Diaspora clause in nation-state bill called ‘patronizing’
Jerry Silverman, the president and CEO of the Jewish Federations of North America, has described the Diaspora clause in the Jewish nation-state bill as being “definitively patronizing” to world Jewry, asserting that the previous version of a clause on exclusive religious communities has been damaging to Israel’s standing in the Jewish and broader world.
Speaking to The Jerusalem Post on Monday, Silverman said that while the controversial Diaspora clause would not limit the government’s ability to educate Israeli citizens about the Jewish world abroad, it could potentially impact the advancement of pluralism in Israel.
The clause currently says that: “The state will act in the Diaspora to maintain the connection between the state and the Jewish people,” whereas the original version omitted the word “Diaspora” and said that the connection would be maintained among “the Jewish people, wherever they are.”
The clause was approved by the Constitution, Law and Justice Committee on Monday and is now certain to be part of the law if it is approved in its final readings later this week.
The United Torah Judaism Party said that it insisted on the change to the clause to stymie the advance of religious pluralism and egalitarian prayer at the Western Wall.
Several leaders of Diaspora organizations and progressive Jewish denominations argued that because the clause only requires Israel to improve the Israel-Diaspora relationship in the Diaspora and not in Israel, it was arrogant and paternalistic towards Diaspora Jews.
Silverman himself met with officials in the Prime Minister’s Office to try and convince them to change the clause, but was ultimately unsuccessful.
“The clause in its current language definitively comes across as patronizing,” Silverman told the Post.
“There’s a difference in only talking about unity of the Jewish people in the Diaspora but not everywhere.”
He described the clause as “a disappointment,” and said that he had talked to “a number of Jewish leaders from various Jewish organizations across America who were extremely troubled by the language in the nationstate bill” regarding the Diaspora clause, as well as the clause that originally allowed for Jewish-only communities and the one changing the status of the Arabic language.
Silverman said that the concern among the Diaspora leadership is that if certain issues regarding religious pluralism end up in the High Court of Justice, as they often do, the Diaspora clause of the nationstate bill could be used to hinder arguments in favor of pluralism.
He acknowledged, however, that it was unclear if this indeed would be the case, and that it was uncertain what the impact of the clause would be.
Silverman said, though, that the officials he met with had made “a very sincere effort to listen to our concerns across the board,” and that he had appreciated this attempt.
He also refused to criticize Prime Minister Benjamin Netanyahu for a lack of leadership over the bill, saying that he could not put himself in the prime minister’s shoes and that he had to weigh many different concerns on such a bill.

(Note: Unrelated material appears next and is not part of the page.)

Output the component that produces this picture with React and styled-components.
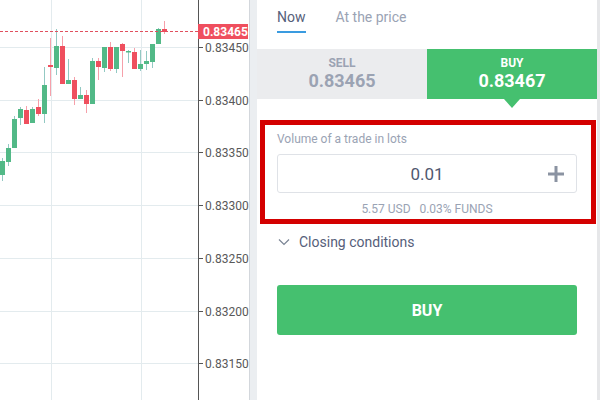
import React from 'react'
import styled, {createGlobalStyle} from 'styled-components'

const GREEN = '#52b987'
const GREEN_WICK = '#93c9c3'
const RED = '#ef4f5e'
const RED_WICK = '#f6a0aa'

// x, bodyTop, bodyBottom, wickTop, wickBottom, up?
const candles = [
    [0, 161, 175, 158, 181, 1],
    [6, 148, 162, 144, 166, 1],
    [12, 119, 148, 116, 148, 1],
    [18, 109, 118, 107, 125, 1],
    [24, 110, 124, 106, 124, 0],
    [30, 109, 123, 107, 123, 1],
    [36, 107, 114, 99, 116, 0],
    [42, 85, 114, 67, 123, 1],
    [48, 65, 67, 38, 96, 0],
    [54, 46, 68, 29, 75, 1],
    [60, 46, 84, 36, 84, 0],
    [66, 80, 84, 59, 84, 1],
    [72, 80, 99, 77, 105, 0],
    [78, 95, 99, 87, 99, 1],
    [84, 95, 104, 90, 113, 0],
    [90, 61, 104, 58, 104, 1],
    [96, 61, 67, 58, 80, 0],
    [102, 47, 68, 47, 72, 1],
    [108, 47, 69, 42, 71, 0],
    [114, 47, 69, 47, 73, 1],
    [120, 44, 51, 43, 77, 0],
    [126, 51, 52, 50, 63, 1],
    [132, 52, 69, 48, 69, 0],
    [138, 64, 69, 50, 71, 1],
    [144, 61, 64, 51, 70, 1],
    [150, 44, 62, 44, 68, 1],
    [156, 29, 44, 28, 44, 1],
    [162, 29, 32, 21, 34, 0],
]

const levels = [
    [47, '0.83450'],
    [100, '0.83400'],
    [152, '0.83350'],
    [205, '0.83300'],
    [258, '0.83250'],
    [311, '0.83200'],
    [363, '0.83150'],
]

function Chart() {
    return (
        <ChartBox>
            <svg width="249" height="400" viewBox="0 0 249 400">
                {levels.map(([y]) => (
                    <line key={y} x1="0" x2="198" y1={y + 0.5} y2={y + 0.5} stroke="#e3ebee" />
                ))}
                <line x1="51.5" x2="51.5" y1="0" y2="400" stroke="#e3ebee" />
                <line x1="141.5" x2="141.5" y1="0" y2="400" stroke="#e3ebee" />
                {candles.map(([x, bt, bb, wt, wb, up], i) => (
                    <g key={i}>
                        <line x1={x + 2.5} x2={x + 2.5} y1={wt} y2={wb} stroke={up ? GREEN_WICK : RED_WICK} />
                        <rect x={x} y={bt} width="5" height={Math.max(bb - bt, 1.5)} fill={up ? GREEN : RED} />
                    </g>
                ))}
                <line x1="0" x2="198" y1="31.5" y2="31.5" stroke="#e0505e" strokeDasharray="3 2" />
                <line x1="198.5" x2="198.5" y1="0" y2="400" stroke="#555" />
                {levels.map(([y, label]) => (
                    <g key={label}>
                        <line x1="198" x2="203" y1={y + 0.5} y2={y + 0.5} stroke="#555" />
                        <AxisText x="205" y={y + 4.5}>{label}</AxisText>
                    </g>
                ))}
                <rect x="198" y="24" width="50" height="15" fill={RED} />
                <PriceText x="203" y="36">0.83465</PriceText>
            </svg>
        </ChartBox>
    )
}

export default function App() {
    return (
        <>
            <Global />
            <Screen>
                <Chart />
                <Divider />
                <Panel>
                    <Tabs>
                        <Tab active>Now</Tab>
                        <Tab>At the price</Tab>
                    </Tabs>
                    <Quotes>
                        <Quote>
                            <QuoteLabel>SELL</QuoteLabel>
                            <QuotePrice>0.83465</QuotePrice>
                        </Quote>
                        <Quote active>
                            <QuoteLabel>BUY</QuoteLabel>
                            <QuotePrice>0.83467</QuotePrice>
                        </Quote>
                    </Quotes>
                    <Highlight>
                        <FieldLabel>Volume of a trade in lots</FieldLabel>
                        <Input>
                            <span>0.01</span>
                            <Plus>
                                <svg width="16" height="16" viewBox="0 0 16 16">
                                    <path d="M8 0v16M0 8h16" stroke="#8b93a2" strokeWidth="3" />
                                </svg>
                            </Plus>
                        </Input>
                        <Funds>5.57 USD&nbsp;&nbsp;&nbsp;0.03% FUNDS</Funds>
                    </Highlight>
                    <Conditions>
                        <svg width="12" height="8" viewBox="0 0 12 8">
                            <path d="M1 1.5l5 5 5-5" stroke="#7a8494" strokeWidth="1.2" fill="none" />
                        </svg>
                        Closing conditions
                    </Conditions>
                    <BuyButton>BUY</BuyButton>
                </Panel>
                <Scroll />
            </Screen>
        </>
    )
}

const Global = createGlobalStyle`
    body {
        margin: 0;
        font-family: Roboto, "Liberation Sans", sans-serif;
        background: #fff;
    }
`
const Screen = styled.div`
    display: flex;
    width: 600px;
    height: 400px;
    overflow: hidden;
`
const ChartBox = styled.div`
    width: 249px;
    flex: none;
    & svg { display: block; }
`
const AxisText = styled.text`
    font-family: Roboto, sans-serif;
    font-size: 12px;
    fill: #595959;
`
const PriceText = styled.text`
    font-family: Roboto, sans-serif;
    font-size: 12px;
    font-weight: bold;
    fill: #fff;
`
const Divider = styled.div`
    width: 7px;
    flex: none;
    background: #ebeef1;
    border-left: 1px solid #d3d7dc;
`
const Panel = styled.div`
    width: 340px;
    flex: none;
    display: flex;
    flex-direction: column;
`
const Tabs = styled.div`
    display: flex;
    gap: 30px;
    padding: 9px 0 0 20px;
    height: 40px;
    box-sizing: border-box;
`
const Tab = styled.div`
    font-size: 14px;
    line-height: 17px;
    height: 22px;
    color: ${p => p.active ? '#56607a' : '#9aa3b4'};
    border-bottom: 2px solid ${p => p.active ? '#3a9be0' : 'transparent'};
`
const Quotes = styled.div`
    display: flex;
    height: 50px;
    margin-top: 9px;
`
const Quote = styled.div`
    position: relative;
    flex: 1;
    display: flex;
    flex-direction: column;
    align-items: center;
    padding-top: 7px;
    box-sizing: border-box;
    background: ${p => p.active ? '#45c06f' : '#ebecee'};
    color: ${p => p.active ? '#fff' : '#9ba3b3'};
    ${p => p.active && `
        &::after {
            content: '';
            position: absolute;
            left: 50%;
            bottom: -9px;
            margin-left: -8px;
            border-left: 8px solid transparent;
            border-right: 8px solid transparent;
            border-top: 9px solid #45c06f;
        }
    `}
`
const QuoteLabel = styled.div`
    font-size: 12px;
    font-weight: bold;
    line-height: 14px;
`
const QuotePrice = styled.div`
    font-size: 18px;
    font-weight: bold;
    line-height: 22px;
`
const Highlight = styled.div`
    margin: 21px 1px 0 3px;
    height: 104px;
    box-sizing: border-box;
    border: 5px solid #d40000;
    padding: 7px 14px 0 12px;
    display: flex;
    flex-direction: column;
`
const FieldLabel = styled.div`
    font-size: 12px;
    line-height: 14px;
    color: #9aa3b4;
`
const Input = styled.div`
    position: relative;
    margin-top: 8px;
    height: 39px;
    box-sizing: border-box;
    border: 1px solid #dfe2e7;
    border-radius: 3px;
    display: flex;
    align-items: center;
    justify-content: center;
    font-size: 17px;
    color: #4f5870;
`
const Plus = styled.div`
    position: absolute;
    right: 12px;
    top: 11px;
    & svg { display: block; }
`
const Funds = styled.div`
    margin-top: 9px;
    text-align: center;
    font-size: 12px;
    line-height: 14px;
    color: #9aa3b4;
`
const Conditions = styled.div`
    display: flex;
    align-items: center;
    gap: 9px;
    padding-left: 21px;
    margin-top: 9px;
    height: 17px;
    font-size: 14px;
    color: #56607a;
`
const BuyButton = styled.button`
    margin: 35px 0 0 20px;
    width: 300px;
    height: 50px;
    border: none;
    border-radius: 3px;
    background: #45c06f;
    color: #fff;
    font-family: Roboto, sans-serif;
    font-size: 16px;
    font-weight: bold;
`
const Scroll = styled.div`
    width: 3px;
    flex: none;
    background: #e6e7e9;
`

Likud officials have downplayed the impact of the clause, describing the new wording as “mere semantics that would have no impact.”
In relation to the exclusive communities clause based on religion or ethnicity, Silverman said that the mere fact that such terms had been included in the original bill, and passed in its first reading, had been damaging to Israel’s standing.
The original version of the clause would have permitted communities to limit themselves to people of their own religion or ethnicity. It was intended to counteract a Supreme Court decision that barred Jewish communities from prohibiting Arabs but permitted minorities to prohibit Jews, but has now been changed to say that “the state sees national value in developing Jewish settlement.”
Silverman said the original version “created an outcry from all of the Diaspora,” and that the initial language had created comparisons with the US in the 1940s and 1950s “when Jews weren’t allowed in certain neighborhoods and Jews weren’t allowed in certain organizations and clubs.”
The JFNA leader said that even though the clause had been changed, it gave fuel to the BDS movement against Israel.
“When we are trying to truly support Israel, fight BDS and… educate young adults and connect them to Israel, these things are barriers and really create challenges for us,” said Silverman.
He said, however, that he “applauded the Knesset process” in changing the clause, but that the MKs and government officials advancing it “must really think through intended and unintended consequences of a bill that potentially could affect Israel’s standing in the world and in the Diaspora.”
Silverman said he is “not crazy” about the new version of the clause, but that it was much better than the previous wording.
In a meeting on Monday of the Likud faction, Netanyahu called the bill “legislation of unprecedented importance.”
“I hope we pass this bill in the days ahead in order to guarantee the foundation of our existence, which is: Israel being the nation-state of the Jewish people,” Netanyahu said.
But Zionist Union MK Nachman Shai, who wrote a book about Israel’s public diplomacy, told the committee legislating the bill Monday morning that the bill would be very harmful.
“The clause calling for Judaizing the Galilee sounds even worse in English than it does in Hebrew and would cause Israel great damage,” Shai said.
The committee will hold marathon sessions to vote on proposed revisions to the bill on Tuesday, in order to prepare it for its final readings in the Knesset plenum as early as Wednesday evening.
“I expect there to be no problems passing the bill,” coalition chairman David Amsalem told reporters at the Knesset.